SIOUX FALLS, S.D. – Dissatisfaction with the “status quo” is driving Jon Hansen and Karla Lems to run for South Dakota governor and lieutenant governor, they said.
The pair officially announced their 2026 campaign to hundreds of supporters Thursday at the South Dakota Military Heritage Alliance in Sioux Falls. The crowd included property rights advocates against eminent domain for carbon dioxide pipelines, “election integrity” activists and over a dozen Republican lawmakers.
Hansen, who currently serves as state House speaker, will seek the Republican Party’s nomination for governor, with Lems, his second in command in the House, running to serve as his lieutenant governor.
The two, along with speakers who introduced them, said elected officials too often put the “people’s interests” second to special interests. To resounding applause, they said that’s caused a wave of opposition to establishment politicians, a referred state pipeline law that voters rejected in November, and ousted incumbent state lawmakers in last June’s primary election.
“Grassroots patriots from all across the great state of South Dakota are standing up and we are saying in record numbers, ‘No more corruption, no more waste and abuse, no more tax on our land and our liberties and our way of life,’” Hansen said to the crowd. “Today renews the coming of the end for all of that.”
If elected, Hansen pledged to “clean up” the system by cutting state government and spending. He also promised to create “education choice grants” for alternative and private school education, and sign an executive order to “define man and woman, end the woke and restore common sense.” Hansen said he plans to stop offering “corporate welfare” as well.
Republican governors and lawmakers for decades have invested millions of tax dollars in bonds, loans and grants to entice businesses to build and expand in the state. That includes funding for farmers and value-added operations, as well as support for larger investments such as Tru Shrimp.
Hansen cited the Tru Shrimp deal as an example of “corporate welfare.”
State and local officials committed $6.5 million in taxpayer money for a low-interest loan six years ago for Tru Shrimp to build a facility in Madison. The company has not built the facility, even though it was expected to break ground in 2024. The company, which has since changed its name to Iterro, announced it’s “more than halfway” to its fundraising goal to begin the Madison project earlier this year.
“I think it’s just unnecessary government mingling, and it’s risky business, and they’re wasting our taxpayer dollars to do it,” Hansen said of the deal. “It’s that sort of stuff that we want to say ‘no more’ to. Let’s just get back to the free market, low tax and low regulation.”

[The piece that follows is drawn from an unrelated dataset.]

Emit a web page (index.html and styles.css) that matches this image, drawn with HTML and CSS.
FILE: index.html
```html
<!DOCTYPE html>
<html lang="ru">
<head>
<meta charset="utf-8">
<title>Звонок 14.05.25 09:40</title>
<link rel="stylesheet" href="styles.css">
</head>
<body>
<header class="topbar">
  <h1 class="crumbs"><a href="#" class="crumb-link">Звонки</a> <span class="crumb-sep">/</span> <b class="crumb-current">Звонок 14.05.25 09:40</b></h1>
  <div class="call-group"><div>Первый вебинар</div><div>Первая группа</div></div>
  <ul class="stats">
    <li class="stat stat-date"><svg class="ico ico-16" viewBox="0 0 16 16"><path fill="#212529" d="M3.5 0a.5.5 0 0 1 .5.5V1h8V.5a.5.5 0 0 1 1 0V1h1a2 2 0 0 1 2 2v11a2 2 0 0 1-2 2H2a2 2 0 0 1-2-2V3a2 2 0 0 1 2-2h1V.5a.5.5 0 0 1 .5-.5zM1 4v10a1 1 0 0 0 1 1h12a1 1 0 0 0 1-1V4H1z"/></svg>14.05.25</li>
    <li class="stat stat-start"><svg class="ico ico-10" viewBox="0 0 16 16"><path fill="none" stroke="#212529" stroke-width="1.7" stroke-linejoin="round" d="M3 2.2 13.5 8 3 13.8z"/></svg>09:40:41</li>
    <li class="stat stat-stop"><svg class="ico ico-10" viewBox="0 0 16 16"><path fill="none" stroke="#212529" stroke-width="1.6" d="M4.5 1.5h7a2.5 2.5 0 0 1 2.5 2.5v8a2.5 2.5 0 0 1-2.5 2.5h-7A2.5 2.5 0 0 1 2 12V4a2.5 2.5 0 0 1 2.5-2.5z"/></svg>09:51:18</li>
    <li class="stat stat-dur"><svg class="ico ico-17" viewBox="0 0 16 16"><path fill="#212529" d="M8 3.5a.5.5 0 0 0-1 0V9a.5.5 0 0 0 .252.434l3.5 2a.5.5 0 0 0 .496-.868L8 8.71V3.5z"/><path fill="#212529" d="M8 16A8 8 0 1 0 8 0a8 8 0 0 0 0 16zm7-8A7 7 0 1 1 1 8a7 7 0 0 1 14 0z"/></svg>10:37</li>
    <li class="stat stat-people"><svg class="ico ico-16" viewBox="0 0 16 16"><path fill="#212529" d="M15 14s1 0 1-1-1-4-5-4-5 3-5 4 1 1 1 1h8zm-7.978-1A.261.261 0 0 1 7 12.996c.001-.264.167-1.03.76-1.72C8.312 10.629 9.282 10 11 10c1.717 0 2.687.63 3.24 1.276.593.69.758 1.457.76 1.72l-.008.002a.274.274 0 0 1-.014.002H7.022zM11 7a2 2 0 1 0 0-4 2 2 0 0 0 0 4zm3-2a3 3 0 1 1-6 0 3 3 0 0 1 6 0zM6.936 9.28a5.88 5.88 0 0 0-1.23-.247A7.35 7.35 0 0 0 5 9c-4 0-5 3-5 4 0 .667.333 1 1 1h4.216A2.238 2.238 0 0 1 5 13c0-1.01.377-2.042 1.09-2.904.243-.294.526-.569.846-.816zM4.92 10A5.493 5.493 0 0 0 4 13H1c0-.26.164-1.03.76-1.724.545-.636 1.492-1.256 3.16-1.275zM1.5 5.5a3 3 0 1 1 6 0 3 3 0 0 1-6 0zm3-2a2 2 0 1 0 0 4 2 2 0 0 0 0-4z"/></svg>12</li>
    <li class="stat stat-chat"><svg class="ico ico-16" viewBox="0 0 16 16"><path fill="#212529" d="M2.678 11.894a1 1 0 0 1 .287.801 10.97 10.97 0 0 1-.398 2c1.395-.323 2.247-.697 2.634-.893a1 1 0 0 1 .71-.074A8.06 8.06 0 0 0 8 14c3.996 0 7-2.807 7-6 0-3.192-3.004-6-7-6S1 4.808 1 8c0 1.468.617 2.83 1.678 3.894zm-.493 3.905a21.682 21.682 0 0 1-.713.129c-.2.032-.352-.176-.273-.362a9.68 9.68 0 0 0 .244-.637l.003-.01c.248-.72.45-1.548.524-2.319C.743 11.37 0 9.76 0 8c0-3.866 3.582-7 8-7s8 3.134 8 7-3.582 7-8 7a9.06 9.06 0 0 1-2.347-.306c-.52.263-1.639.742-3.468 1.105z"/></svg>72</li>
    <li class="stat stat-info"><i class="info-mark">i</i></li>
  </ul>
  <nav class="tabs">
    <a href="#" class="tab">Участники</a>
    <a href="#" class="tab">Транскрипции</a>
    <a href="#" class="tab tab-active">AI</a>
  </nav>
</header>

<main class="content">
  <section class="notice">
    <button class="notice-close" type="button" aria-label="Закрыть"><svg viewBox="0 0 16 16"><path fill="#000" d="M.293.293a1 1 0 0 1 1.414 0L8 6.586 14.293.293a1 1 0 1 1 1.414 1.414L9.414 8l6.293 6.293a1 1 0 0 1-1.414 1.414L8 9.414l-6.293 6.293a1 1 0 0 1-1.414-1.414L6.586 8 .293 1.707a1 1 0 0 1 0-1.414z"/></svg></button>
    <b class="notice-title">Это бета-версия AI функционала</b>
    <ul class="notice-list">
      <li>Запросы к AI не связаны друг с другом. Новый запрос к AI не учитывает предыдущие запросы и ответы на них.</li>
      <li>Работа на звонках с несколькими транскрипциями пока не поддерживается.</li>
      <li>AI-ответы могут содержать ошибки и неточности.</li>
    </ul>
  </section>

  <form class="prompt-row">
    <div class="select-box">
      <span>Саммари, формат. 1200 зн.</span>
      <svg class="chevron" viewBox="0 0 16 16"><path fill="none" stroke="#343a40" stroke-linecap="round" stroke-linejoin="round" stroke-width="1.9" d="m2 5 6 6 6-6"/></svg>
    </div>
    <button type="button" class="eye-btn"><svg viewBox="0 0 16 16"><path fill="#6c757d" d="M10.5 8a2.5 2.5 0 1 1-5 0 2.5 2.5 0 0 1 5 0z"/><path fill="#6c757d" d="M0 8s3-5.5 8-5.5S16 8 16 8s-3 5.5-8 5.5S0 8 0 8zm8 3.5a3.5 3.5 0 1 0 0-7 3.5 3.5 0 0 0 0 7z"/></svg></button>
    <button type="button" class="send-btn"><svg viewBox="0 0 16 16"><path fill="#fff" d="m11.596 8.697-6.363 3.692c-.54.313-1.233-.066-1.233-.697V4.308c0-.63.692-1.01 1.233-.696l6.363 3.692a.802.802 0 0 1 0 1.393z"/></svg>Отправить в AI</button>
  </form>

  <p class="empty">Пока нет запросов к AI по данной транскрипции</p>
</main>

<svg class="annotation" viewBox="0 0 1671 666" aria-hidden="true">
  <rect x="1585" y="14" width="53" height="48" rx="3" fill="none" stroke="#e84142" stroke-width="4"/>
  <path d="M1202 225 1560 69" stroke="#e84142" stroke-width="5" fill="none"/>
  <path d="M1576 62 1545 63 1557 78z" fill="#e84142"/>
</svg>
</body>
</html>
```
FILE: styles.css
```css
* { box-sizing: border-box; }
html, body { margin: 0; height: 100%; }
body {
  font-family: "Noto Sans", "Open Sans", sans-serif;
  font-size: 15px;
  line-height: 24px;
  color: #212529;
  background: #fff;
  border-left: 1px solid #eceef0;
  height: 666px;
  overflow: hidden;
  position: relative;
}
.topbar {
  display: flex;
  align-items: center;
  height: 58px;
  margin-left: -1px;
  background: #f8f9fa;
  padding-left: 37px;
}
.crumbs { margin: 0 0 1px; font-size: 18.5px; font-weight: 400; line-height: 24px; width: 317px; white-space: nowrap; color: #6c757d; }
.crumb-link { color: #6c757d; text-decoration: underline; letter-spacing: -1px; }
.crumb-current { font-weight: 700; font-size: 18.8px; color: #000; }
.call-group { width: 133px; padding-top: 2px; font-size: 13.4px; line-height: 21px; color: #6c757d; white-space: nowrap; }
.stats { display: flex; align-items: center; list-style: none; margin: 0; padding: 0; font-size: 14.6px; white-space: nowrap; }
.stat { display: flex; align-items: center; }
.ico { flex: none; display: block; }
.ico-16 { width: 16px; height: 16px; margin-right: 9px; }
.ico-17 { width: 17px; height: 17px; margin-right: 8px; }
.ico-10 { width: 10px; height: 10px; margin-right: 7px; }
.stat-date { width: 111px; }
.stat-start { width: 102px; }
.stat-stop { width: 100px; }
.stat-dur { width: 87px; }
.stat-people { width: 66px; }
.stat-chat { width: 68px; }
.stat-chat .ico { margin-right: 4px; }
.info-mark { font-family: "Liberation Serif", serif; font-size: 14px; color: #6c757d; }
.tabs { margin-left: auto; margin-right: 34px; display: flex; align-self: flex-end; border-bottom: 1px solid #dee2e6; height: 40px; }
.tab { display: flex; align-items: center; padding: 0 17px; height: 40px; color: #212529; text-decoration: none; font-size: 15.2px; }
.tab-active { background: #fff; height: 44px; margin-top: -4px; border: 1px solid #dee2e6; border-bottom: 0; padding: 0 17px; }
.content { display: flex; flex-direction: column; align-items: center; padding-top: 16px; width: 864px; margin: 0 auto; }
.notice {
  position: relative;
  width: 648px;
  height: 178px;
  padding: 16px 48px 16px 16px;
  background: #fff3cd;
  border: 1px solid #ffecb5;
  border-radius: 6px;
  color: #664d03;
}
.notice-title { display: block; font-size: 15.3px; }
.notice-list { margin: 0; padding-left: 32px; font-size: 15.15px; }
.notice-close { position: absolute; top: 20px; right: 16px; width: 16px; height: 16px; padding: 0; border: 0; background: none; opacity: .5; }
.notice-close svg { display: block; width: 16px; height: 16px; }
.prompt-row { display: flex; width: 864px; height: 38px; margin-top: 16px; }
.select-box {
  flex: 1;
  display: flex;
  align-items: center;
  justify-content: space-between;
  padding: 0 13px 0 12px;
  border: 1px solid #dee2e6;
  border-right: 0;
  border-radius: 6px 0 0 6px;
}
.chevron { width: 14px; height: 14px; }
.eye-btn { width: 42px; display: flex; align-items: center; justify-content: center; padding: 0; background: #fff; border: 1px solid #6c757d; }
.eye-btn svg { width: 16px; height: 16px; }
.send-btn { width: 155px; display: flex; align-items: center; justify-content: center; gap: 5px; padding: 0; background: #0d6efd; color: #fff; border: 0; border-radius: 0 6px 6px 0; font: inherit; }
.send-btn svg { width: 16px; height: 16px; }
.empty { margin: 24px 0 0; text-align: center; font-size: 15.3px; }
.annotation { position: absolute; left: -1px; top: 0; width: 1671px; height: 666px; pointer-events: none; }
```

A Dell Rapids lawyer, Hansen has spent a decade in the South Dakota House of Representatives. The 39-year-old was elected House speaker for the most recent legislative session after serving as speaker pro tempore from 2021 to 2022.
Lems, from Canton, owns a coffee shop and property management business. The 56-year-old entered the state political fray in 2022 and was elected as House speaker pro tempore during the most recent legislative session, the first woman to hold the position in state history.
The two are riding the momentum of private property rights and anti-abortion successes in the last year.